Apart from my low expectation of the show that they'd go for the easy route of Nick and Juliette, even when I didn't like Nick and Juliette as a couple, I think it worked better to pair Nick with Adalind, a born hexenbiest as a mirror to the resident blutbad and fuchsbau and the problems we saw them go through for being two different species and needing to overcome and show that times and longstanding traditions needed changing. Nick and Adalind are exactly the same but on a greater level because of the historical violent relations between Grimms and hexenbiests. It made me glad when his mother told him to take care of her grandson instead of berating him over falling in love with one of the worst wesen around.
(04-08-2017, 07:39 AM)MarylikesGrimm Wrote:Nick didn't expect Juliette to be a Hexenbiest. Initially he wanted to cure her, and eventually suppress it. Although Juliette had struggled the most with accepting Nick being a Grimm, it was Nick's inability to accept Juliette as a hexenbiest that finally destroyed them. Not that he hated her, but that he wanted to fix her. She went crazy as a result because she saw that as a rejection of who she was as an individual. And since then, Nick's carried with him guilt of what he "did" to Juliette, even when falling in love, starting a family that allowed him to be his true self, Juliette's suffering would continue to haunt him because he realises he should have listened to his aunt way back at the start of it all. Eve has accepted herself but Nick will always feel responsible for what happened.(04-08-2017, 07:09 AM)irukandji Wrote: I also am angry that the show refused to show Nick as a capable and compassionate Grimm who's able to deal with a girlfriend who's changing and she can't understand why. After all, he's the big grimm in all this, the totally different grimm, the prophecy. Yet for all this greatness, he has a short fuse with regard to her predicament.

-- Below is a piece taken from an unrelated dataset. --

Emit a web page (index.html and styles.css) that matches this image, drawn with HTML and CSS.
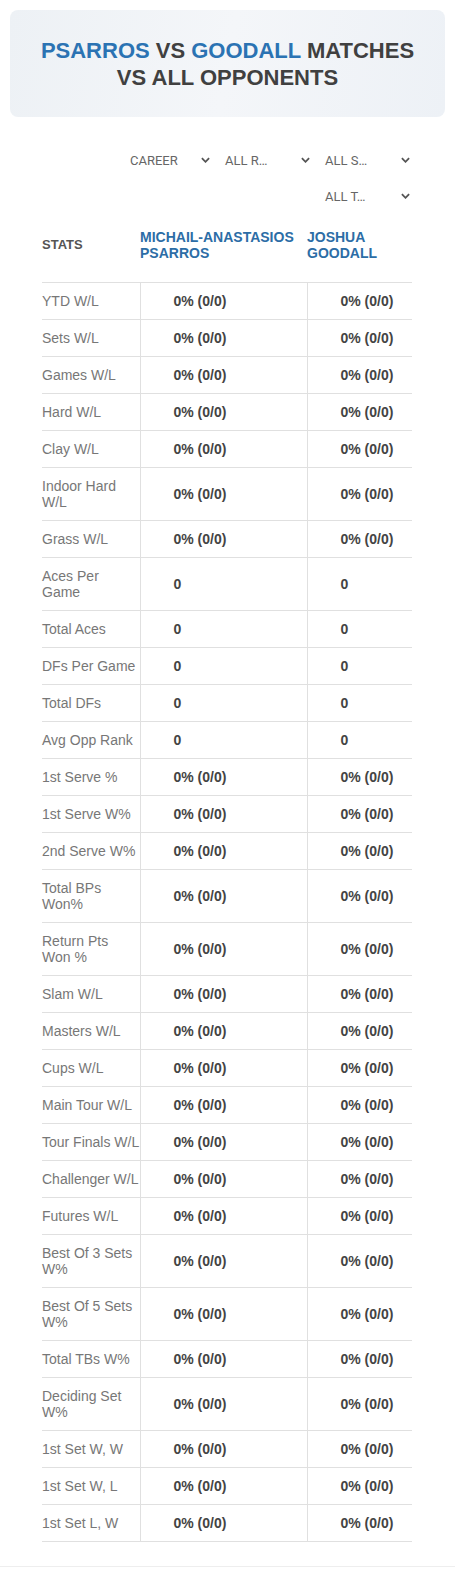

The show was keeping Nick very immature at that point. Juliette was under too much pressure from Nick to meet all his high expectations. IMO the wedding ring that Nick had bought her became a symbol of the traditional marriage that Nick would not let go of which was not about Adalind per say. Nick expected Juliette to be a vet/grimm partner/mother and hexenbiest. Nick thought he just had to learn to understand her and that issue would go away. Juliette had to give up being a vet without any input from Nick.
He's found happiness with Adalind and the kids but still sees Eve as being unhappy because he has what he's always wanted and in comparison, she has nothing as some fans have attested. Honestly, I don't know what it would take for Nick to be free of his guilt. That last episode with everyone dying around him is bound to have an effect on him. We've already seen that he and Trubel continue to have nightmares about the things they do. I think Grimms suffer prolonged PTSD or something similar that stays with them till the day they die.
I think that's why Adalind was good for him in that she was supportive of him without making even more demands on him than he could handle. Nick finds in Adalind what he couldn't in Juliette and whatever Juliette needed in a boyfriend/husband, she could never have found it in Nick. They were like oil and water, unable to mix and build something permanent together. Not to say Juliette wasn't a supportive girlfriend, she was, right to the end but it was hampered by the conflict that came with her making concessions for him at her expense and they both paid dearly for it.